86 pages - You are on Page 22
46. Now the reason why those of the Egyptians whom I have mentioned do not sacrifice goats, female or male, is this:—the Mendesians count Pan to be one of the eight gods (now these eight gods they say came into being before the twelve gods), and the painters and image-makers represent in painting and in sculpture the figure of Pan, just as the Hellenes do, with goat's face and legs, not supposing him to be really like this but to resemble the other gods; the cause however why they represent him in this form I prefer not to say.

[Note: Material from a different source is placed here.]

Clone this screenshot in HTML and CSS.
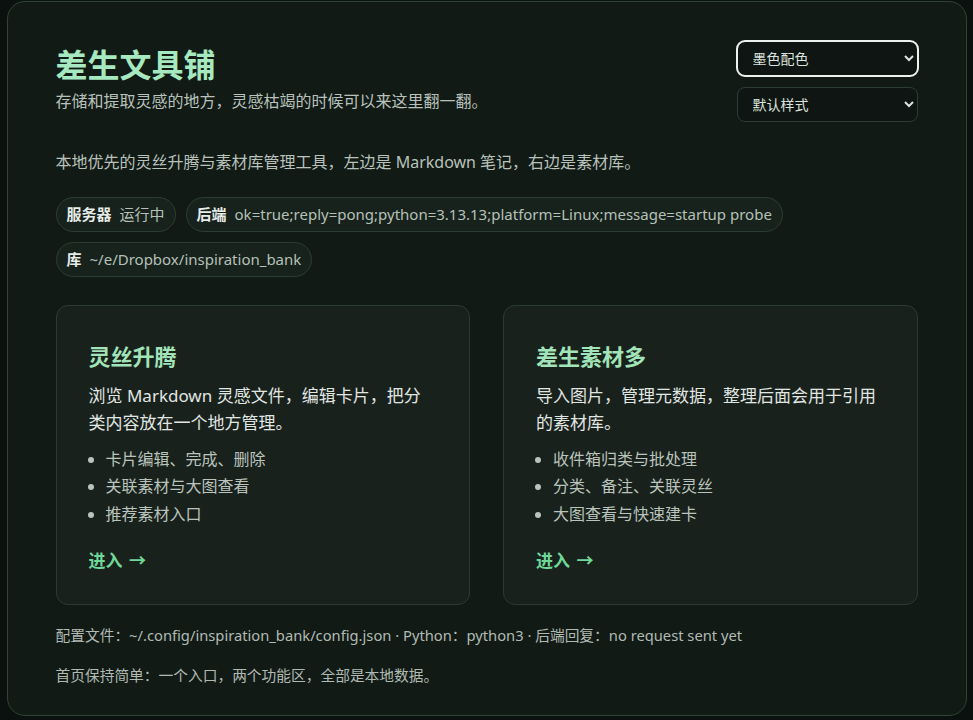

The Mendesians then reverence all goats and the males more than the females (and the goatherds too have greater honour than other herdsmen), but of the goats one especially is reverenced, and when he dies there is great mourning in all the Mendesian district: and both the goat and Pan are called in the Egyptian tongue Mendes. Moreover in my lifetime there happened in that district this marvel, that is to say a he-goat had intercourse with a woman publicly, and this was so done that all men might have evidence of it.
47. The pig is accounted by the Egyptians an abominable animal; and first, if any of them in passing by touch a pig, he goes into the river and dips himself forthwith in the water together with his garments; and then too swineherds, though they be native Egyptians, unlike all others do not enter any of the temples in Egypt, nor is anyone willing to give his daughter in marriage to one of them or to take a wife from among them; but the swineherds both give in marriage to one another and take from one another. Now to the other gods the Egyptians do not think it right to sacrifice swine; but to the Moon and to Dionysos alone at the same time and on the same full-moon they sacrifice swine, and then eat their flesh: and as to the reason why, when they abominate swine at all their other feasts, they sacrifice them at this, there is a story told by the Egyptians; and this story I know, but it is not a seemly one for me to tell. Now the sacrifice of the swine to the Moon is performed as follows:—when the priest has slain the victim, he puts together the end of the tail and the spleen and the caul, and covers them up with the whole of the fat of the animal which is about the paunch, and then he offers them with fire; and the rest of the flesh they eat on that day of full moon upon which they have held the sacrifice, but on any day after this they will not taste of it: the poor however among them by reason of the scantiness of their means shape pigs of dough and having baked them they offer these as a sacrifice.